Cerebral microbleeds (CMBs) are areas of low signal intensity on gradient echo T2*-weighted magnetic resonance imaging (T2*MRI) corresponding to hemosiderin deposits in the perivascular space. Microangiopathy from atherosclerosis or amyloid angiopathy might lead to the formation of these lesions; therefore, there may be associations between CMBs and cardiovascular risk factors, APOE allele status, and brain morphology. We examined these relationships in the Framingham Study (FHS).


In 472 subjects from the FHS Offspring and Cohort, we related CMB status to age, sex, systolic blood pressure, total cholesterol and high-density lipoprotein cholesterol (HDL-C) levels, smoking, diabetes, total hemispheric brain volume, white matter hyperintensity volume (WMHV), and APOE allele status.

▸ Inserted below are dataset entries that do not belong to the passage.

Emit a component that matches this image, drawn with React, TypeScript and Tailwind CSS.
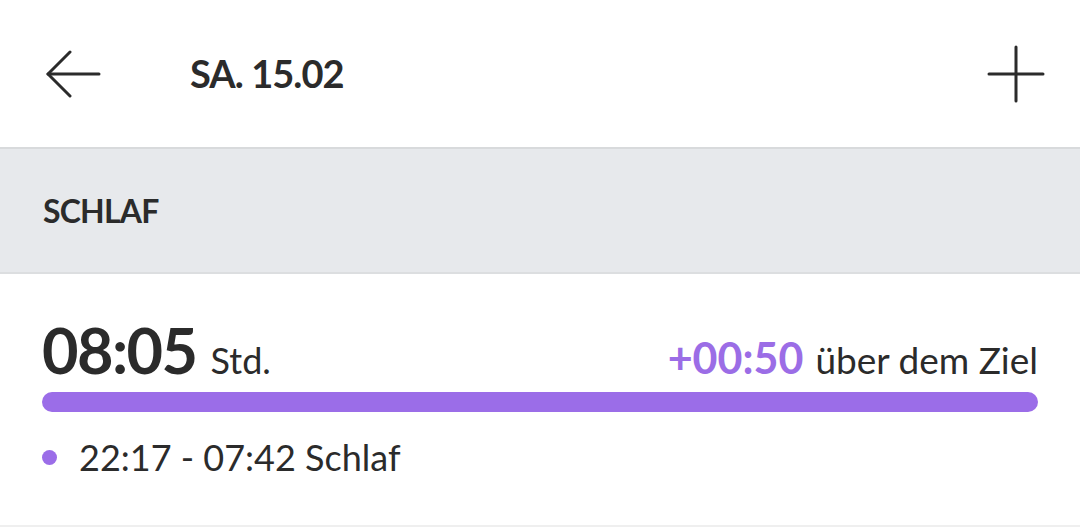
export default function App() {
  return (
    <div className="w-[1080px] h-[532px] bg-white text-[#2b2b2b] overflow-hidden" style={{ fontFamily: 'Lato, "Liberation Sans", sans-serif' }}>
      {/* Header */}
      <div className="h-[147px] flex items-center justify-between pl-[46px] pr-[35px]">
        <div className="flex items-center">
          <svg width="56" height="48" viewBox="0 0 56 48" fill="none" stroke="#2b2b2b" strokeWidth="3" strokeLinecap="round" strokeLinejoin="round">
            <path d="M2 24H53" />
            <path d="M24 2L2 24L24 46" />
          </svg>
          <span className="ml-[88px] text-[38px] font-bold tracking-tight">SA. 15.02</span>
        </div>
        <svg width="58" height="58" viewBox="0 0 58 58" fill="none" stroke="#2b2b2b" strokeWidth="3" strokeLinecap="round">
          <path d="M29 2V56" />
          <path d="M2 29H56" />
        </svg>
      </div>
      <div className="h-[2px] bg-[#d8dadc]" />

      {/* Section band */}
      <div className="h-[125px] bg-[#e7e9ec] flex items-center px-[43px] border-b-2 border-[#dcdee0]">
        <span className="text-[32px] font-bold tracking-tight">SCHLAF</span>
      </div>

      {/* Sleep entry */}
      <div className="px-[42px] pt-[44px] pb-[50px] border-b-2 border-[#efefef]">
        <div className="flex items-baseline justify-between">
          <div className="flex items-baseline gap-[14px]">
            <span className="text-[63px] font-bold leading-none tracking-tight">08:05</span>
            <span className="text-[36px] leading-none">Std.</span>
          </div>
          <div className="flex items-baseline gap-[12px]">
            <span className="text-[43px] font-bold leading-none text-[#9b6de6]">+00:50</span>
            <span className="text-[37px] leading-none">über dem Ziel</span>
          </div>
        </div>
        <div className="mt-[11px] h-[20px] rounded-full bg-[#9b6de8]" />
        <div className="mt-[27px] flex items-center gap-[22px]">
          <span className="w-[15px] h-[15px] rounded-full bg-[#9b6de8]" />
          <span className="text-[36px] leading-none">22:17 - 07:42 Schlaf</span>
        </div>
      </div>
    </div>
  )
}
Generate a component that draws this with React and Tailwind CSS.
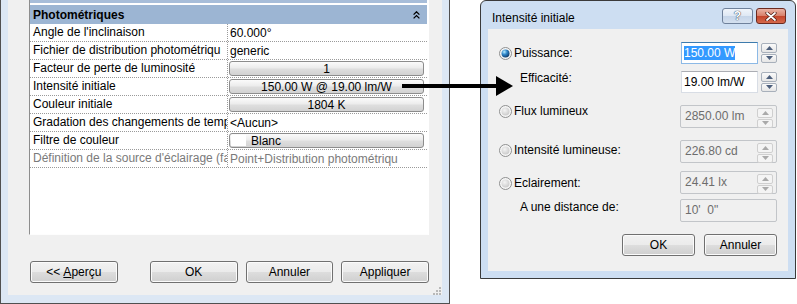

Overall prevalence of CMBs was 4.7%, but CMBs were more prevalent with advanced age and male sex. Blood pressure, brain volume, and WMHV were related to CMBs in crude analysis but not after adjustment for age and sex. There were no significant relationships demonstrated between CMBs and APOE allele status, cholesterol, smoking, or diabetes.


There is a low prevalence of CMBs in the community and a strong relationship with increasing age and male sex. We found no independent relationships with cardiovascular risk factors, APOE status, brain volumes, or WMH.